África, prossegue, tem de garantir a criação de plataformas de cooperação mais justas e equilibradas com a China, os países ocidentais e os tigres asiáticos, entre outros parceiros, e incentivar o sector privado e o apoio às pequenas e médias empresas, para estimular a criação de mais empregos e novas oportunidades para a juventude, nas mais variadas áreas e nos grandes centros urbanos e rurais.
“A criação de empregos para a juventude e incentivar o empreendedorismo são os grandes desafios. Para os alcançarmos, é necessário que os jovens tenham acesso à educação, para estarem preparados para estes desafios. África deve apostar nos africanos e dotá-los de meios e capacidades para serem os senhores dos seus destinos, e conseguirem resolver os seus problemas.
É preciso quebrar o ciclo vicioso das doações e ajudas direccionadas para o continente”, defende Herlander Napoleão.
Desafios imediatos
A resolução da crise política e institucional na Guiné-Bissau, a efectivação da paz em Moçambique, os potenciais focos de tensão pré-eleitoral na República Democrática do Congo, Zimbabwe e Burundi, e de tensão pós eleitoral na Libéria e no Quénia devem dominar, entre outros assuntos, a “agenda setting” do continente africano para o ano 2018.
Estes acontecimentos vão ser um teste à nova parceria estratégica ONU - União Africana, implementada em 2017, que, basicamente, prevê mais aposta na política de prevenção dos conflitos em África, ao invés de na resposta às crises, com mais mediação, arbitragem e com uma diplomacia criativa apoiada por países com influência.
Saídas de Dos Santos e de Robert Mugabe
O ano que findou ficou marcado pela saída de José Eduardo dos Santos da Presidência de Angola, e de Robert Mugabe da liderança do Zimbabwe, sem esquecer a repetição, após decisão inédita da Justiça local, das eleições presidenciais no Quénia.
A saída do poder dos dois líderes africanos, cujo legado vai perdurar na História de África, altera paradigmas na política africana e abre um precedente às lideranças longevas no continente, refere o analista político Orlando Muhongo.
“Após ascender ao poder em circunstâncias difíceis, José Eduardo dos Santos geriu por 27 anos um país dilacerado pela invasão externa e uma longa e sangreta guerra civil. Em 2002, após liderar um processo de paz e reconciliação que até hoje é exemplo a nível internacional, criou as bases para Angola trilhar os caminhos da democracia e do desenvolvimento”, disse o analista.

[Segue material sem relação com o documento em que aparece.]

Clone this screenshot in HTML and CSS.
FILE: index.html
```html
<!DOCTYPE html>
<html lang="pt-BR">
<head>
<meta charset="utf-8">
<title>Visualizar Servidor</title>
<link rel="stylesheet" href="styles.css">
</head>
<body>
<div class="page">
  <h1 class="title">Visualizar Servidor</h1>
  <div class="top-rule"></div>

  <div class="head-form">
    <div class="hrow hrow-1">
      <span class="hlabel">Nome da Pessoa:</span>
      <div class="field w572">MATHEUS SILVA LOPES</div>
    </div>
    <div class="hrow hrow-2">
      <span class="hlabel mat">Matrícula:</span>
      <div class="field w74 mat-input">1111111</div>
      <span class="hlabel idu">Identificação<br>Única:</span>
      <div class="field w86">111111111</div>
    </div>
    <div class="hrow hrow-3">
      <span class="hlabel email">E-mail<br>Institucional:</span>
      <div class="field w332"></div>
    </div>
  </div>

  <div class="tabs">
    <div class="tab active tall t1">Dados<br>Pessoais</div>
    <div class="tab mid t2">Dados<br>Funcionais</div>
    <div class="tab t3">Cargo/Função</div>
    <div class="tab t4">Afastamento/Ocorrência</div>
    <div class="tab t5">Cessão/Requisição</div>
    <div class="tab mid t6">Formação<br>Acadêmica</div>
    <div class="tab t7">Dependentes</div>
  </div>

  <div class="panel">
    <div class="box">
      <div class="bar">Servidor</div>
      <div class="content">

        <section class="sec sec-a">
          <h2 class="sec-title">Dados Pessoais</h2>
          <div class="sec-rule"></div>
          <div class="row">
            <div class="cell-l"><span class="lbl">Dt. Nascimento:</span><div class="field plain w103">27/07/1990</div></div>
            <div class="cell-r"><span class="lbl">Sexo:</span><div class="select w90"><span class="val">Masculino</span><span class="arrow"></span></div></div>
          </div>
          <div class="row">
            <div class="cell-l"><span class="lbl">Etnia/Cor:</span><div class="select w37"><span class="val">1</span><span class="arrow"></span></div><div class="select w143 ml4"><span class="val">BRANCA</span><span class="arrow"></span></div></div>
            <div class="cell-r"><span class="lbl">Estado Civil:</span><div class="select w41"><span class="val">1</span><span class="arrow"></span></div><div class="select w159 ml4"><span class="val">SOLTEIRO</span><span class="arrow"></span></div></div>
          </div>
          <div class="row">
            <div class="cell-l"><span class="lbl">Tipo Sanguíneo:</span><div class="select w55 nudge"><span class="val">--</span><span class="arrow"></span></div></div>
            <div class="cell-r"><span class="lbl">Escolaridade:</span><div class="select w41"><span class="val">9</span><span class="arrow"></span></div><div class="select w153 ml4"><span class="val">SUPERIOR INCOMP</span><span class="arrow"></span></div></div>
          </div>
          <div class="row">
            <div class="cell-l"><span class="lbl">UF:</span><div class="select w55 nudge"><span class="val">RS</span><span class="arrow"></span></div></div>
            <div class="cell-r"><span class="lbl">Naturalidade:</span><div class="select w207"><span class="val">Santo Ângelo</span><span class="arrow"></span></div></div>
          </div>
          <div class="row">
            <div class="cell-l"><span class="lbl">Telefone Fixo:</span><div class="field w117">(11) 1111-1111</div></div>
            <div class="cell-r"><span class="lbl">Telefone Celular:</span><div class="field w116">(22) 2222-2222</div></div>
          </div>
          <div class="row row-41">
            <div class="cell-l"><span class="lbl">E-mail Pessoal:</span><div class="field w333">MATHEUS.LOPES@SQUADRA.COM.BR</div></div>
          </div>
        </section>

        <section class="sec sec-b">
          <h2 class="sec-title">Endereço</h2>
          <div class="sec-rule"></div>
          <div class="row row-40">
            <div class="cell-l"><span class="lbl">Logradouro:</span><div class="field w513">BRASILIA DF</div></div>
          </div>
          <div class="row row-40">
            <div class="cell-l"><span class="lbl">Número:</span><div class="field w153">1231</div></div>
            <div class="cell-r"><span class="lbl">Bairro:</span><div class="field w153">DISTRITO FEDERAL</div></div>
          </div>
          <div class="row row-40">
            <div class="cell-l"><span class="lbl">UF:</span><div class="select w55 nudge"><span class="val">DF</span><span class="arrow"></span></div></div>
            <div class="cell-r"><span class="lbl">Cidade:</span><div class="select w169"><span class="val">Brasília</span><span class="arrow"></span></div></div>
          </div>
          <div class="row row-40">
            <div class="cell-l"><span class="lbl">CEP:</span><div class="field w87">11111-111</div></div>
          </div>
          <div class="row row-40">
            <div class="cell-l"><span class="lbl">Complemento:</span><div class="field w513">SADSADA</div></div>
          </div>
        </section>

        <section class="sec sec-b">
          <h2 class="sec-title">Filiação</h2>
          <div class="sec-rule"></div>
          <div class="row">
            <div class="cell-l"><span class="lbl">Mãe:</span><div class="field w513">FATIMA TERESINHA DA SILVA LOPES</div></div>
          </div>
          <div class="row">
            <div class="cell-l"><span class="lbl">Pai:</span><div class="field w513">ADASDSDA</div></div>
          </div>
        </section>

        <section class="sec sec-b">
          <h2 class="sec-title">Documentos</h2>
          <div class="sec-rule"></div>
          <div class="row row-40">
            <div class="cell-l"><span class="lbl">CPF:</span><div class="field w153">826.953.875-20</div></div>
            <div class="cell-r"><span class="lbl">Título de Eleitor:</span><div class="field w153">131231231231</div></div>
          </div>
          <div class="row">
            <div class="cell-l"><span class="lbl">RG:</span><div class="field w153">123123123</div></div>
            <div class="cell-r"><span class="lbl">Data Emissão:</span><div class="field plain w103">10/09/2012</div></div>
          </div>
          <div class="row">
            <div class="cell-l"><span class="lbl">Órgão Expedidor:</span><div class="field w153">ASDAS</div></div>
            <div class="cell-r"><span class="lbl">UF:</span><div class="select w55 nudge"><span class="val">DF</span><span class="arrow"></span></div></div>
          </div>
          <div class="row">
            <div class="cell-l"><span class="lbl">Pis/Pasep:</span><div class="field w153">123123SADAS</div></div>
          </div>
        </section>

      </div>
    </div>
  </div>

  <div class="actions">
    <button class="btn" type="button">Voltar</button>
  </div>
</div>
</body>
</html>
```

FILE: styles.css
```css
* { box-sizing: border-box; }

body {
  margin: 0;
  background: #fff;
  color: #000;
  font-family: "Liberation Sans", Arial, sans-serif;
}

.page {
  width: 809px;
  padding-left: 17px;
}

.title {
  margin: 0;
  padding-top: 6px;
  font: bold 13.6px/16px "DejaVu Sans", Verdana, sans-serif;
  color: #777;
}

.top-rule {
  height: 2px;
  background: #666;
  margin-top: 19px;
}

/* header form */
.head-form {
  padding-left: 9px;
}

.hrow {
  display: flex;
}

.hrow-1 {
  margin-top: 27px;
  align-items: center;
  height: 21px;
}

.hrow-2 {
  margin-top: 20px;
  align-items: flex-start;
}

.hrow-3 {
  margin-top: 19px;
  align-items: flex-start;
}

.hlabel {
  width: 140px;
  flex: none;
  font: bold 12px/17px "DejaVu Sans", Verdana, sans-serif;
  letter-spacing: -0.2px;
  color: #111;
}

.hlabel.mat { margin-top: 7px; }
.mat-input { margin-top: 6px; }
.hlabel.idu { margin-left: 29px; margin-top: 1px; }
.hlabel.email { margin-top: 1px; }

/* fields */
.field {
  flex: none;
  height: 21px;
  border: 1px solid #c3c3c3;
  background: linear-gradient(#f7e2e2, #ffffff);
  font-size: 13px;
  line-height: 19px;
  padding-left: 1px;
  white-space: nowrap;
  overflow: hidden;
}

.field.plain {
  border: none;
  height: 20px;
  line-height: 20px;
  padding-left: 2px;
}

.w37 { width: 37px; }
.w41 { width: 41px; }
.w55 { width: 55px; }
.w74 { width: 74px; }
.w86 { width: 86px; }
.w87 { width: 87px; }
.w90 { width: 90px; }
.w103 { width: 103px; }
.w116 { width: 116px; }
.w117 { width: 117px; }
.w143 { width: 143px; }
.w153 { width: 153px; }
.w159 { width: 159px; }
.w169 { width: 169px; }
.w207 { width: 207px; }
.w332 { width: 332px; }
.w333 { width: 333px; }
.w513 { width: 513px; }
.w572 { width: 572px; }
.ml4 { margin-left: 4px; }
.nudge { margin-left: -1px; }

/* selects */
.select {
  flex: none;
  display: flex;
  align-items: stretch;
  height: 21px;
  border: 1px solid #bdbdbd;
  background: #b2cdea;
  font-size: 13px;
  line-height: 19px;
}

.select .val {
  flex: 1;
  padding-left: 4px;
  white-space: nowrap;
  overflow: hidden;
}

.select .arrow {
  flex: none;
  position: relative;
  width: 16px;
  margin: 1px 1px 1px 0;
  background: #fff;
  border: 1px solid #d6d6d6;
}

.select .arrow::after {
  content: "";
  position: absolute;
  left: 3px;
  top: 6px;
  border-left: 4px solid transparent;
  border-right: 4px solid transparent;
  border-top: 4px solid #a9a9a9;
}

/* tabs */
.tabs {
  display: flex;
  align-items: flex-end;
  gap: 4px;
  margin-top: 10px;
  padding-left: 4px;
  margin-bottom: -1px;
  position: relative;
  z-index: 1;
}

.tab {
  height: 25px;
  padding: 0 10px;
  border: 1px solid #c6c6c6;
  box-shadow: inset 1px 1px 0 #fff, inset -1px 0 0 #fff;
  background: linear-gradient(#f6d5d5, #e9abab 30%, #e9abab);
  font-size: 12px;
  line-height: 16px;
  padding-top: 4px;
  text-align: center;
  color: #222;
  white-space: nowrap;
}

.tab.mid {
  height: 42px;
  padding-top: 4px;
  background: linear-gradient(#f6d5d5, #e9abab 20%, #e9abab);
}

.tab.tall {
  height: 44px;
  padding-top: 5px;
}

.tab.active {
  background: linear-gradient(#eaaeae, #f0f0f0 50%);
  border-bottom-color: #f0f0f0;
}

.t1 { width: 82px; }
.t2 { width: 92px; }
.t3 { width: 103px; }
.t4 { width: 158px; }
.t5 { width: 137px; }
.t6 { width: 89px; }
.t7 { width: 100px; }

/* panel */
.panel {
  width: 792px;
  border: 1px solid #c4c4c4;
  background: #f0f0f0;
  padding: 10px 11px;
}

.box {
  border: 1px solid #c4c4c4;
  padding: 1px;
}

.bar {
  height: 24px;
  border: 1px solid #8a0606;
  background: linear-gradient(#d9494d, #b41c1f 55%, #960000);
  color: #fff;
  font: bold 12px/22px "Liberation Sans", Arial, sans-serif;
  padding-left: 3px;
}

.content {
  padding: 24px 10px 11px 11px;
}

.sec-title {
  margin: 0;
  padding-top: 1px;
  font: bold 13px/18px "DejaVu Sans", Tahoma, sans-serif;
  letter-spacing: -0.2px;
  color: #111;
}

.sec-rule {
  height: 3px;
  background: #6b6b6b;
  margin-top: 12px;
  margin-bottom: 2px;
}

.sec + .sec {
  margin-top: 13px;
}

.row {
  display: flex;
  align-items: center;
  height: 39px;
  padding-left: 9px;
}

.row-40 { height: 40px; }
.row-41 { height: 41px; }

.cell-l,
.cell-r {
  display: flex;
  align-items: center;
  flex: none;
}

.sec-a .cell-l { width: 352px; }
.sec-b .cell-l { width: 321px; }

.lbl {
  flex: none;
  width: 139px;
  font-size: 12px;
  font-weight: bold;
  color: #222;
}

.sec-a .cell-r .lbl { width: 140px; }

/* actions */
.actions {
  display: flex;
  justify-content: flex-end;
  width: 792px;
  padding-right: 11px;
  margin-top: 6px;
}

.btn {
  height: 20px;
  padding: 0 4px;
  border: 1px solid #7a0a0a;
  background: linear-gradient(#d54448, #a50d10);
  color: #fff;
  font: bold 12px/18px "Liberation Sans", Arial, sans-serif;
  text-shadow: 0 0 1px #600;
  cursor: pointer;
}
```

“Quando podia, à luz da Constituição, concorrer a um segundo mandato de cinco anos, o Presidente José Eduardo dos Santos lidera no MPLA um processo de transição pacífico, que culmina com a eleição do candidato João Lourenço, para Presidente da República”, sublinha.

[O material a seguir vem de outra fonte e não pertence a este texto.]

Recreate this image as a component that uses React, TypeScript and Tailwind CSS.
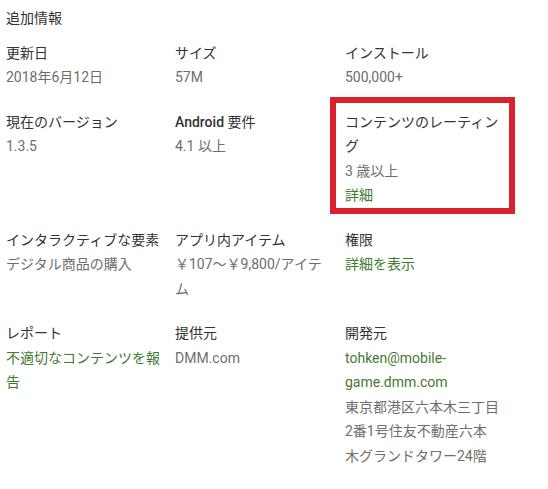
import React from "react";

type Cell = {
  label: React.ReactNode;
  values: { text: string; green?: boolean }[];
  boxed?: boolean;
};

const rows: Cell[][] = [
  [
    { label: "更新日", values: [{ text: "2018年6月12日" }] },
    { label: "サイズ", values: [{ text: "57M" }] },
    { label: "インストール", values: [{ text: "500,000+" }] },
  ],
  [
    { label: "現在のバージョン", values: [{ text: "1.3.5" }] },
    {
      label: (
        <>
          <span className="font-medium">Android</span> 要件
        </>
      ),
      values: [{ text: "4.1 以上" }],
    },
    {
      label: "コンテンツのレーティング",
      values: [{ text: "3 歳以上" }, { text: "詳細", green: true }],
      boxed: true,
    },
  ],
  [
    { label: "インタラクティブな要素", values: [{ text: "デジタル商品の購入" }] },
    { label: "アプリ内アイテム", values: [{ text: "￥107～￥9,800/アイテム" }] },
    { label: "権限", values: [{ text: "詳細を表示", green: true }] },
  ],
  [
    { label: "レポート", values: [{ text: "不適切なコンテンツを報告", green: true }] },
    { label: "提供元", values: [{ text: "DMM.com" }] },
    {
      label: "開発元",
      values: [
        { text: "tohken@mobile-game.dmm.com", green: true },
        { text: "東京都港区六本木三丁目2番1号住友不動産六本木グランドタワー24階" },
      ],
    },
  ],
];

export default function App() {
  return (
    <div
      className="w-[548px] h-[489px] bg-white pl-[6px] pt-[6px] text-[14px] leading-[24.5px] overflow-hidden"
      style={{ fontFamily: 'Roboto, "Noto Sans CJK JP", sans-serif' }}
    >
      <div className="text-[#333333] mb-[10px]">追加情報</div>
      <div className="flex flex-col gap-[20px]">
        {rows.map((row, i) => (
          <div key={i} className="grid grid-cols-[169px_170px_169px]">
            {row.map((c, j) => (
              <div key={j} className="relative pr-[14px]">
                {c.boxed && (
                  <div className="absolute top-[-13px] bottom-[-6px] left-[-15px] right-[-1px] border-[6px] border-[#d9222d] pointer-events-none" />
                )}
                <div className="text-[#333333]">{c.label}</div>
                {c.values.map((v, k) => (
                  <div
                    key={k}
                    className={v.green ? "text-[#437a30]" : "text-[#6e6e6e]"}
                  >
                    {v.text}
                  </div>
                ))}
              </div>
            ))}
          </div>
        ))}
      </div>
    </div>
  );
}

Sobre Robert Mugabe, herói da independência africana e que liderou uma das mais bem-sucedidas revoluções educacionais e económicas que o continente conheceu, Orlando Muhongo disse que viu desmoronar o seu legado por “três grandes erros”: (1) ter retardado a reforma agrária para 33 anos depois da independência, (2) ter permitido uma excessiva presença e interferência da esposa nos meandros da decisão político-partidária e (3) não ter preparado a sucessão dentro dos timings.
“Se na retirada de José Eduardo dos Santos houve uma transição pacífica e dentro dos marcos legais, o caso de Robert Mugabe revela uma diluição do paradigma do líder "ad aeternum", que se assenhora dos destinos do Estado, fundamentalmente em países sem a justificação das guerras civis”, refere o analista.
Orlando Muhongo acrescenta que “o futuro muito nos vai dizer sobre o impacto destes acontecimentos, mas, os actuais líderes políticos do continente, certamente não deixarão de reflectir sobre as suas estratégias, em função dos exemplos destes dois acontecimentos”.
Do mapa das lideranças longevas no continente africano, Orlando Muhongo destaca os Presidentes Theodoro Obiang Nguema, da Guiné Equatorial, há 38 anos no poder; Paul Biya dos Camarões, há 35 anos; Yoweri Museveni do Uganda, há 31 anos; Omar al-Bashir, do Sudão, há 25 anos, e Denis Sassou Nguessou, da República do Congo, no poder há 20 anos. Orlando Muhongo diz que a decisão “sem precedentes” do Supremo Tribunal do Quénia, ao anular as eleições presidenciais e ordenar a repetição da votação, por graves irregularidades, pode servir de argumento contra o que chama de “teses preconceituosas” sobre a inexistência do Princípio da Separação de Poderes nos países africanos.
“Independentemente da realidade de cada Estado africano, a decisão estimula as instituições de outros países a encararem de forma diferente os contenciosos eleitorais e incentiva os políticos africanos na oposição a recorrer às instituições competentes para fazerem eventuais reclamações”, defende Orlando Muhongo.
Desde a criação do Estado moderno em África, “uma das questões recorrentes é a eficácia do poder judicial, muitas vezes acusado de estar subordinado ao poder político”, concluiu Orlando Muhongo.